Task description: Give the number of lines that include the word "React", and nothing else.

Material:
↓

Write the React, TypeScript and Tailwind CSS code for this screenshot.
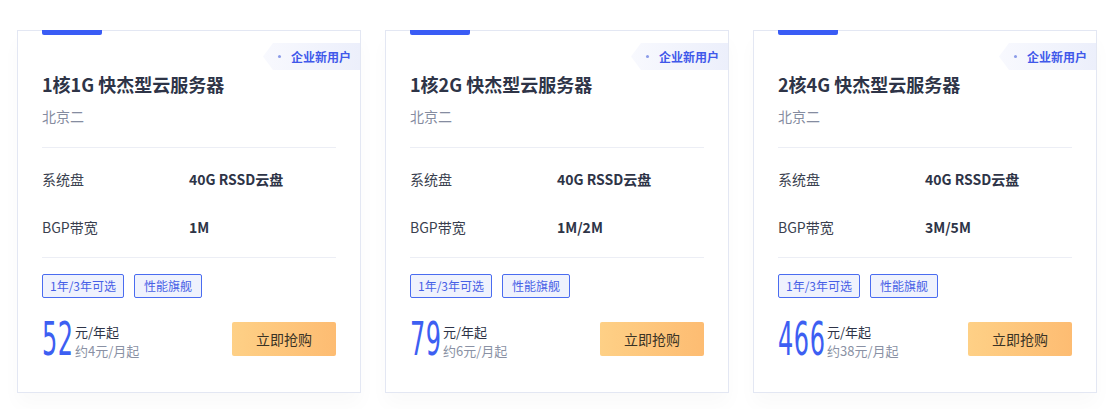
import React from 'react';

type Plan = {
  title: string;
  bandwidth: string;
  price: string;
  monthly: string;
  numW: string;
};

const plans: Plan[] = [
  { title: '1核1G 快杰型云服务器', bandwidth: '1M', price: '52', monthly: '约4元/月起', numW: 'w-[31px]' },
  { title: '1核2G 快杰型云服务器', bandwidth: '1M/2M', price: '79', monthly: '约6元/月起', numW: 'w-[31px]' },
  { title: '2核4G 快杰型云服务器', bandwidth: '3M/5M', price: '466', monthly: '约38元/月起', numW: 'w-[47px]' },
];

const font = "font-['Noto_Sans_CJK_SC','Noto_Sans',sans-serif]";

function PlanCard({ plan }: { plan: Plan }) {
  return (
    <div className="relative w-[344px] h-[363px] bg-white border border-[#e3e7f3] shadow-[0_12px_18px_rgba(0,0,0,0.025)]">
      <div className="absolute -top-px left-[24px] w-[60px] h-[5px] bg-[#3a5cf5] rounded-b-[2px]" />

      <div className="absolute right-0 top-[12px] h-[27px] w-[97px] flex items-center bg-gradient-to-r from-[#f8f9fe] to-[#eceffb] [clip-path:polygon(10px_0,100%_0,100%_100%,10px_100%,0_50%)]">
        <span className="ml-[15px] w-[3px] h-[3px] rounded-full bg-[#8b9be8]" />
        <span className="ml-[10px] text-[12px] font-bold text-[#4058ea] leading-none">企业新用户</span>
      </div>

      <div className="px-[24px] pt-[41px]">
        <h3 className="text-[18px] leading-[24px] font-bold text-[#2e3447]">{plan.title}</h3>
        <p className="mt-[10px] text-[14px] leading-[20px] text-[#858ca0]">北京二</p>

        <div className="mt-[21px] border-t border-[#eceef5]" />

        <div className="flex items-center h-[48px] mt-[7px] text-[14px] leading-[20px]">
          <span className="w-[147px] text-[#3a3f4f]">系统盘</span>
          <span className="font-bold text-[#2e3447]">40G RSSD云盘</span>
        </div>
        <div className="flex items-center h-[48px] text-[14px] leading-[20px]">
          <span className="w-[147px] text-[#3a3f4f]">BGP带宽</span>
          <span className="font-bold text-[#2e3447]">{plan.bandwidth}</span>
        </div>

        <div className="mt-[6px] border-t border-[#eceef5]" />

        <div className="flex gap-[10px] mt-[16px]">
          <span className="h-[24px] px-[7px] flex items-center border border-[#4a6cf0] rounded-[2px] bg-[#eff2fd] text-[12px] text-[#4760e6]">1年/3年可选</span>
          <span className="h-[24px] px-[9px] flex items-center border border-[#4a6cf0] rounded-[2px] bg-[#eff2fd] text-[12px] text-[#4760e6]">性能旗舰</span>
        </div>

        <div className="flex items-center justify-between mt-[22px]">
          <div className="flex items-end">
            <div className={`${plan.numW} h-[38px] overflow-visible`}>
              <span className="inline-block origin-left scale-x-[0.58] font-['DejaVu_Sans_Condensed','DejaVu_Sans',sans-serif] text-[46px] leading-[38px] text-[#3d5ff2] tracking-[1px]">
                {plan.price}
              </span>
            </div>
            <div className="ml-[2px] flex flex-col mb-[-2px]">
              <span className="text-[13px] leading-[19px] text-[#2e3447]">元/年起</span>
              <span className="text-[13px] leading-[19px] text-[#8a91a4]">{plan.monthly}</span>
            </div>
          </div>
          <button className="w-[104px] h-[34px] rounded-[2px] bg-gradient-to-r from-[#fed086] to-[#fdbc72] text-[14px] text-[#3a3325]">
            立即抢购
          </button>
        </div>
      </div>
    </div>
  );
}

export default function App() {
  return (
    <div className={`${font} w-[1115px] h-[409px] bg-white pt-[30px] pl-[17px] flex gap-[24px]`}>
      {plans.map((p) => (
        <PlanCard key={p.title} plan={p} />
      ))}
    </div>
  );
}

↑

Solution for this task: 2